Дак я думаю, нехай эти немцы или пристрелят меня, или что уже… А то как я буду жить одна на свете».
Такое творится, что человек уже не верит, что это только здесь: может быть, всюду, на всём свете! И куда ни кинется – всюду то же, всюду стена из огня, из смерти.
«…А дальше думаю: «Пойду я в Рудню». Ни немцев, никого нема. Уже все уехали отсюда, из Октября – зажгли и поехали.
Иду я туда через поле, вся мокрая, платок мой остался в клубе, остались галоши мои с валенок в клубе, а это своей работы валенки, дак они в воде размякли, растянулись… С меня пар идёт уже, такой пар идёт с меня, всё равно как из-под шерсти, как дым. Дак я думаю, может, я горю уже, может, где упала на меня эта, головешка эта, с клуба. Я и так, и кругом себя – не-е, ничего нема!
Пришла я туда без платка. Только я пришла, под какой-то подошла сарайчик, и там маленькая хатка с краю. И стою, слышу – крик… Такой крик там, что, боже милый, какой крик! А они уже с того конца взяли, и оттуда, и гонят уже на этот конец под совхоз. Гонят уже этих людей, баб всех. И самолёты стали по земле строчить…
Я стою под этим хлевком, а дальше, думаю, погляжу, что они тут делают, что такой крик. Только я голову – тык из-за угла, а немец как раз глянул сюда, когда я посмотрела. Дак он ко мне летит: «А-а-а!» Как стал меня прикладом! Щёку рассёк, и губу всю порассекал, и зубы мои один за другой заходят. Полный рот крови. Я уже возьму так эту кровь, выгребу руками, ой, чтоб хотя дохнуть!..
И погнали меня в колхозную канцелярию. Дак эти люди рудненские тоже говорят, как у нас говорили, что немцы будут выбирать: которые партизаны – расстреливать, а таких будут выпускать.
Дак я говорю:
– Мои вы бабоньки, уже у нас, говорю, сделали собрание, ни одной, говорю, нема. Все, говорю, погорели уже, кончаются там люди. Уже которые пищат, говорю, доходят, так что, говорю, не беспокойтесь – всем будет одно.

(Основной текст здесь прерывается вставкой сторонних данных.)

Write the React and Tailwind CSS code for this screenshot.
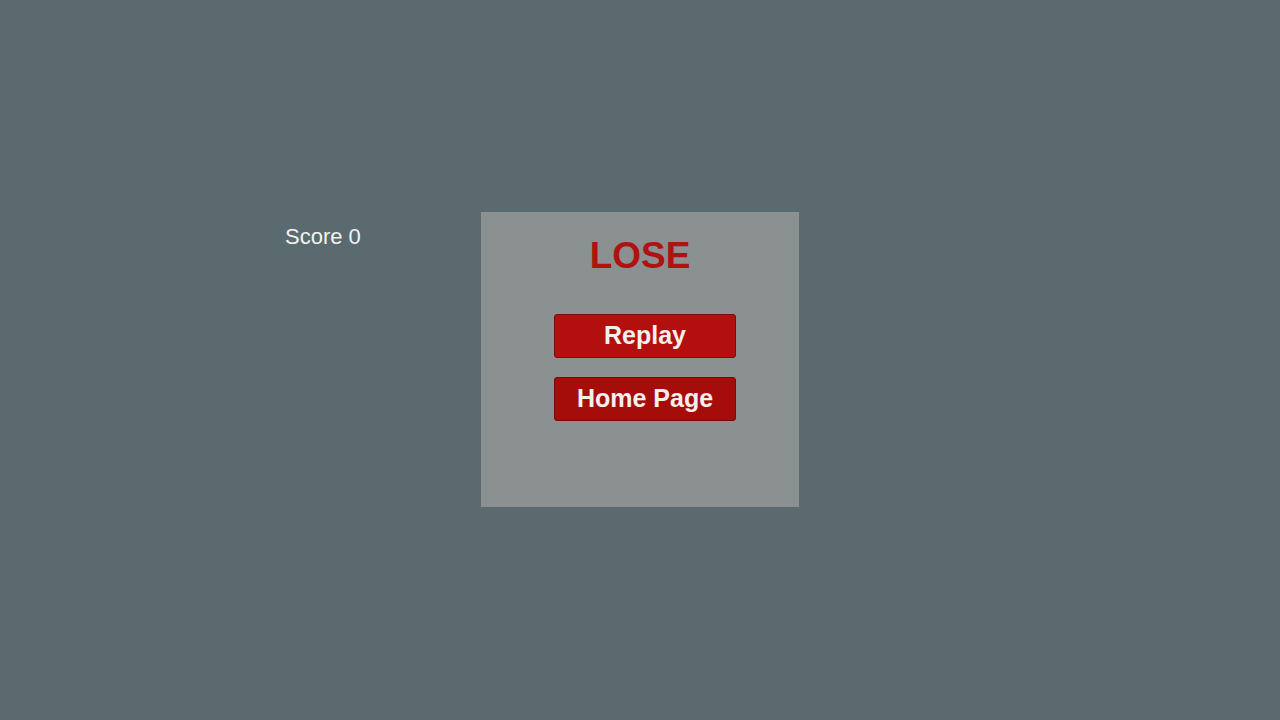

Ну, и там нас держали, держали… Раньше взялись за мужчин, за тех, кто в другом помещении был. У одного полицейского немцы спрашивают:
– Где у вас такой мужчина есть, что он может по-немецки говорить?
Вызывают по имени, по фамилии того уже мужчину. Подошёл этот мужчина, с немцем что-то сказал по-немецки, а потом так его взял под мышку да поставил раком. Немца того. Дед, а такой знаете, крепкий. Дак они: «А-ла-ла-ла!» А их только три немца возле хаты было, возле нашей. Патрулей, что за нами смотрели, по подоконьем. О, летят эти немцы от нашей хаты, и того деда взяли и убили.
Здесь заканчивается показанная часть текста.